During my time in London I observed how politically informed Europeans are. My astonishment of their worldly knowledge was explained to me by an Irish friend. He explained that his country is so small if a newscast were only to cover Ireland, it would last three minutes. He pointed out how my country by contrast is so massive that there is enough news to cover a whole newscast and fill the bulk of a newspaper. His point is valid but should not remain an excuse for our ignorance of world affairs. Americans should seek out alternative information sources and strive to learn about others.
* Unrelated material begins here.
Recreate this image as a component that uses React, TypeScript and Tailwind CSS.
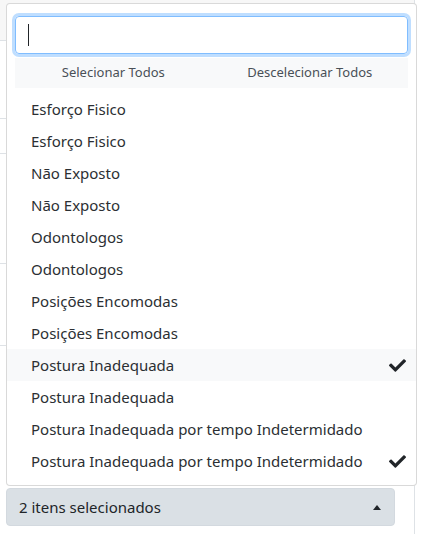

My participation in study abroad has made me aware of many things including my naïveté. My eyes have been opened and I will continue my education with a more open mind. I strive to take all angles into consideration and to follow my European friends’ example by keeping myself better informed and fulfilling my responsibility not only as an American citizen but also as a world citizen. I am glad study abroad is becoming more popular in America. I encourage everyone to take advantage of the opportunity to live within and better understand a foreign land because there is so much we have to learn from the world around us. Standing on the Acropolis looking over the modern version of the most ancient city in the world was no greater a learning experience than my confusion in an Italian grocery store. Moments like these should be experienced by all. Getting there may be hard, but as I learned in Ireland…“no rain, no rainbow.”